▸ **Objective**
Write out the listing below without alteration, omitting its pictures.
--- start of Stored data ---
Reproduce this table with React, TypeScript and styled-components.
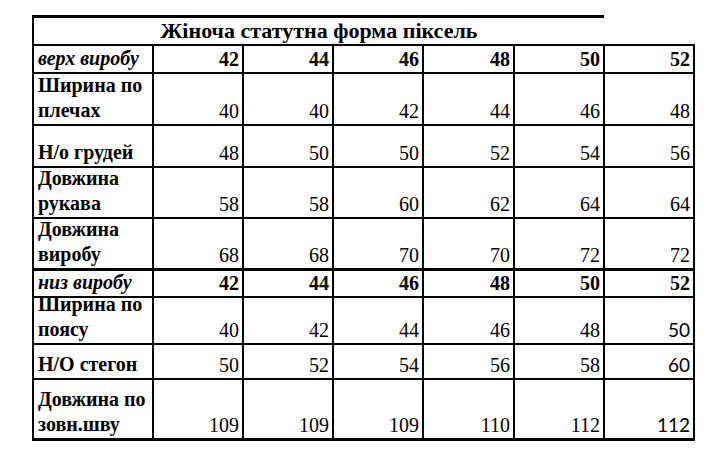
import React, { Fragment } from 'react';
import styled, { createGlobalStyle, css } from 'styled-components';

const GlobalStyle = createGlobalStyle`
    html, body {
        margin: 0;
        padding: 0;
        background: #fff;
        font-family: "Liberation Serif", "Times New Roman", serif;
        color: #000;
    }
`;

const Page = styled.div`
    width: 720px;
    height: 453px;
    padding: 15px 0 0 32px;
    box-sizing: border-box;
    overflow: hidden;
`;

const Sheet = styled.div`
    display: flex;
    flex-direction: column;
    width: 663px;
`;

const TitleBar = styled.div`
    width: 572px;
    height: 29px;
    box-sizing: border-box;
    border-top: 3px solid #000;
    border-left: 2px solid #000;
    display: flex;
    align-items: flex-end;
    justify-content: center;
    padding-bottom: 1px;
    font-weight: bold;
    font-size: 22px;
    line-height: 24px;
`;

// black background shows through the gaps as the cell borders
const Grid = styled.div`
    display: grid;
    grid-template-columns: 118px 88px 88px 88px 89px 88px 88px;
    grid-template-rows: 26px 50px 40px 49px 49px 26px 45px 33px 58px;
    gap: 2px;
    padding: 2px 2px 3px 2px;
    background: #000;
`;

const cellBase = css<{ $thickTop?: boolean }>`
    background: #fff;
    display: flex;
    align-items: flex-end;
    box-sizing: border-box;
    border-top: ${(p) => (p.$thickTop ? '1px solid #000' : 'none')};
`;

const LabelCell = styled.div<{ $italic?: boolean; $thickTop?: boolean }>`
    ${cellBase}
    padding: 0 2px 1px 4px;
    font-weight: bold;
    font-style: ${(p) => (p.$italic ? 'italic' : 'normal')};
    font-size: 20px;
    line-height: 25px;
`;

const NumCell = styled.div<{ $bold?: boolean; $sans?: boolean; $thickTop?: boolean }>`
    ${cellBase}
    justify-content: flex-end;
    padding: 0 3px 1px 0;
    font-weight: ${(p) => (p.$bold ? 'bold' : 'normal')};
    font-size: 20px;
    line-height: 24px;
    ${(p) =>
        p.$sans &&
        css`
            font-family: Lato, "Open Sans", sans-serif;
            font-size: 19px;
        `}
`;

type Line = {
    label: string;
    values: number[];
    head?: boolean;
    thickTop?: boolean;
    sansLast?: boolean;
};

const sizes = [42, 44, 46, 48, 50, 52];

const lines: Line[] = [
    { label: 'верх виробу', values: sizes, head: true },
    { label: 'Ширина по плечах', values: [40, 40, 42, 44, 46, 48] },
    { label: 'Н/о грудей', values: [48, 50, 50, 52, 54, 56] },
    { label: 'Довжина рукава', values: [58, 58, 60, 62, 64, 64] },
    { label: 'Довжина виробу', values: [68, 68, 70, 70, 72, 72] },
    { label: 'низ виробу', values: sizes, head: true, thickTop: true },
    { label: 'Ширина по поясу', values: [40, 42, 44, 46, 48, 50], sansLast: true },
    { label: 'Н/О стегон', values: [50, 52, 54, 56, 58, 60], sansLast: true },
    { label: 'Довжина по зовн.шву', values: [109, 109, 109, 110, 112, 112], sansLast: true }
];

const App = () => (
    <>
        <GlobalStyle />
        <Page>
            <Sheet>
                <TitleBar>Жіноча статутна форма піксель</TitleBar>
                <Grid>
                    {lines.map((line) => (
                        <Fragment key={line.label}>
                            <LabelCell $italic={line.head} $thickTop={line.thickTop}>
                                {line.label}
                            </LabelCell>
                            {line.values.map((v, j) => (
                                <NumCell
                                    key={j}
                                    $bold={line.head}
                                    $thickTop={line.thickTop}
                                    $sans={line.sansLast && j === line.values.length - 1}
                                >
                                    {v}
                                </NumCell>
                            ))}
                        </Fragment>
                    ))}
                </Grid>
            </Sheet>
        </Page>
    </>
);

export default App;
--- end of Stored data ---
▸ **In response**
Reproduce this table with React, TypeScript and styled-components.
import React, { Fragment } from 'react';
import styled, { createGlobalStyle, css } from 'styled-components';

const GlobalStyle = createGlobalStyle`
    html, body {
        margin: 0;
        padding: 0;
        background: #fff;
        font-family: "Liberation Serif", "Times New Roman", serif;
        color: #000;
    }
`;

const Page = styled.div`
    width: 720px;
    height: 453px;
    padding: 15px 0 0 32px;
    box-sizing: border-box;
    overflow: hidden;
`;

const Sheet = styled.div`
    display: flex;
    flex-direction: column;
    width: 663px;
`;

const TitleBar = styled.div`
    width: 572px;
    height: 29px;
    box-sizing: border-box;
    border-top: 3px solid #000;
    border-left: 2px solid #000;
    display: flex;
    align-items: flex-end;
    justify-content: center;
    padding-bottom: 1px;
    font-weight: bold;
    font-size: 22px;
    line-height: 24px;
`;

// black background shows through the gaps as the cell borders
const Grid = styled.div`
    display: grid;
    grid-template-columns: 118px 88px 88px 88px 89px 88px 88px;
    grid-template-rows: 26px 50px 40px 49px 49px 26px 45px 33px 58px;
    gap: 2px;
    padding: 2px 2px 3px 2px;
    background: #000;
`;

const cellBase = css<{ $thickTop?: boolean }>`
    background: #fff;
    display: flex;
    align-items: flex-end;
    box-sizing: border-box;
    border-top: ${(p) => (p.$thickTop ? '1px solid #000' : 'none')};
`;

const LabelCell = styled.div<{ $italic?: boolean; $thickTop?: boolean }>`
    ${cellBase}
    padding: 0 2px 1px 4px;
    font-weight: bold;
    font-style: ${(p) => (p.$italic ? 'italic' : 'normal')};
    font-size: 20px;
    line-height: 25px;
`;

const NumCell = styled.div<{ $bold?: boolean; $sans?: boolean; $thickTop?: boolean }>`
    ${cellBase}
    justify-content: flex-end;
    padding: 0 3px 1px 0;
    font-weight: ${(p) => (p.$bold ? 'bold' : 'normal')};
    font-size: 20px;
    line-height: 24px;
    ${(p) =>
        p.$sans &&
        css`
            font-family: Lato, "Open Sans", sans-serif;
            font-size: 19px;
        `}
`;

type Line = {
    label: string;
    values: number[];
    head?: boolean;
    thickTop?: boolean;
    sansLast?: boolean;
};

const sizes = [42, 44, 46, 48, 50, 52];

const lines: Line[] = [
    { label: 'верх виробу', values: sizes, head: true },
    { label: 'Ширина по плечах', values: [40, 40, 42, 44, 46, 48] },
    { label: 'Н/о грудей', values: [48, 50, 50, 52, 54, 56] },
    { label: 'Довжина рукава', values: [58, 58, 60, 62, 64, 64] },
    { label: 'Довжина виробу', values: [68, 68, 70, 70, 72, 72] },
    { label: 'низ виробу', values: sizes, head: true, thickTop: true },
    { label: 'Ширина по поясу', values: [40, 42, 44, 46, 48, 50], sansLast: true },
    { label: 'Н/О стегон', values: [50, 52, 54, 56, 58, 60], sansLast: true },
    { label: 'Довжина по зовн.шву', values: [109, 109, 109, 110, 112, 112], sansLast: true }
];

const App = () => (
    <>
        <GlobalStyle />
        <Page>
            <Sheet>
                <TitleBar>Жіноча статутна форма піксель</TitleBar>
                <Grid>
                    {lines.map((line) => (
                        <Fragment key={line.label}>
                            <LabelCell $italic={line.head} $thickTop={line.thickTop}>
                                {line.label}
                            </LabelCell>
                            {line.values.map((v, j) => (
                                <NumCell
                                    key={j}
                                    $bold={line.head}
                                    $thickTop={line.thickTop}
                                    $sans={line.sansLast && j === line.values.length - 1}
                                >
                                    {v}
                                </NumCell>
                            ))}
                        </Fragment>
                    ))}
                </Grid>
            </Sheet>
        </Page>
    </>
);

export default App;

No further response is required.